You might recognise the man on the walls of this cell at Reading Prison, above. The German actor Clemens Schick played Le Chiffre’s henchman Kratt in the 2006 James Bond film Casino Royale, and also appears on the cover of our 2003 Nan Goldin book, The Devil’s Playground.

Goldin met Schick in 1996 and didn’t realise the actor was gay until after she had slept with him. “I have been clocking men as gay before they knew it since I was 14 or 15. But somehow I didn’t see it,” she tells the Guardian’s Sean O’Hagan.

Despite this oversight, Goldin photographed Schick repeatedly, and has employed the actor’s sexuality and beauty in a new installation at Reading Prison. Nan’s photo collage of the actor is accompanied by a video interview with a 91-year-old activist, campaigning for a governmental apology for his homosexuality conviction 70 years ago, as well as a screenings of Jean Genet’s 1975 prison romance film, Un Chant d’Amour, and an early silent recording of Oscar Wilde’s play, Salome.

 

Nan Goldin: Jens' hand on Clemen's back, Paris, 2001
Nan Goldin: Jens' hand on Clemen's back, Paris, 2001

It was Nan’s love of Wilde’s literature that drew her to take part in this group show at Reading Prison, Inside, which also features the work of Ai Weiwei, Marlene Dumas and Wolfgang Tillmans. In 1895 the Irish playwright began his two-year term for “gross indecency” at this prison in southern England, and, though the sentence was the beginning of the end for Wilde – he died ten years later, aged 46, in Paris – the writer’s work lived on, inspiring Goldin and her friends.

“We worshipped Wilde,” she tells O’Hagan. “We read everything we could – by him and about him. We used his lines all the time in conversation.
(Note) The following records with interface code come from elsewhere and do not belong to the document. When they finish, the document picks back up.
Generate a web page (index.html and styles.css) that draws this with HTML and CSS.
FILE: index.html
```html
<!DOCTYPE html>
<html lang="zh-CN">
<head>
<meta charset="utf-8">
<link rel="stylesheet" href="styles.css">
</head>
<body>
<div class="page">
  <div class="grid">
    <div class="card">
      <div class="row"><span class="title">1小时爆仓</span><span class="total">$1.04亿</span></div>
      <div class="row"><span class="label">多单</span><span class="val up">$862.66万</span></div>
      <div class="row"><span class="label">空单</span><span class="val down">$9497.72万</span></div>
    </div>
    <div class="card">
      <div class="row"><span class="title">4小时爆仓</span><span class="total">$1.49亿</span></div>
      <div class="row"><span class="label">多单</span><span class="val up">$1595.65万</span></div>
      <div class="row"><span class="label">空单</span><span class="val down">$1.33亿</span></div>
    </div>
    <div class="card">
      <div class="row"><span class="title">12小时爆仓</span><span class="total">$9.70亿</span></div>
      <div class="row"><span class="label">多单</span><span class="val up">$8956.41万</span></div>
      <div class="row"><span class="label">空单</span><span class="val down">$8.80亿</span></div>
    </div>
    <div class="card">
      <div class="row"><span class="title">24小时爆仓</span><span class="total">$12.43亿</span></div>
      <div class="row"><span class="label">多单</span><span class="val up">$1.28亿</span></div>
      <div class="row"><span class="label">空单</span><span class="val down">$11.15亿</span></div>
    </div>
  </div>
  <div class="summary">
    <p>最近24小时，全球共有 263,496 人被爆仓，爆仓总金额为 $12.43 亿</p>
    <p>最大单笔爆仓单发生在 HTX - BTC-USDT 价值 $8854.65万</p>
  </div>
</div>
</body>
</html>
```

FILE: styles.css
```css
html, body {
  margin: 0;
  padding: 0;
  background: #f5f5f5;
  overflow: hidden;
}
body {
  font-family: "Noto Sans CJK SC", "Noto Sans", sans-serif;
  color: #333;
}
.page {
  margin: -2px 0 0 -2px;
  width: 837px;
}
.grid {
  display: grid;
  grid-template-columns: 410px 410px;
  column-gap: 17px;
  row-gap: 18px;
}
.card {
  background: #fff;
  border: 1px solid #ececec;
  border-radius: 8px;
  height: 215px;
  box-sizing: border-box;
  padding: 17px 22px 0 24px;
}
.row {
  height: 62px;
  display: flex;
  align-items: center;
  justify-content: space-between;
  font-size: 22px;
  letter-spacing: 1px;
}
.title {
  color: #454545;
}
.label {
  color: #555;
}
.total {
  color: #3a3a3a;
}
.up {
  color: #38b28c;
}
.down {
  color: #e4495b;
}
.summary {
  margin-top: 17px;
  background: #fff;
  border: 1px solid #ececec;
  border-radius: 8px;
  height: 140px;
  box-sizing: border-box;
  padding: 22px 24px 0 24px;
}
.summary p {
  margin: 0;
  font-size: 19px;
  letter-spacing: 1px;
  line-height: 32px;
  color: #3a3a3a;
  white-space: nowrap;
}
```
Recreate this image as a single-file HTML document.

He was a big influence, not just creatively but in the way he lived, his attitude and his flamboyance, his caustic wit and his style.”

 

Nan Goldin in the elevator at the Bauer, 2013
Nan Goldin in the elevator at the Bauer, 2013

Now visitors to the prison, which is open for the duration of the show, until 30 October, can appreciate some of the privations Wilde endured, as well as some of the freedoms he afforded subsequent generations.

“What I understood him to be saying is that you can be who you pretend to be - you can remake yourself completely,” says Goldin. “That idea drove my desire to create myself though my art.”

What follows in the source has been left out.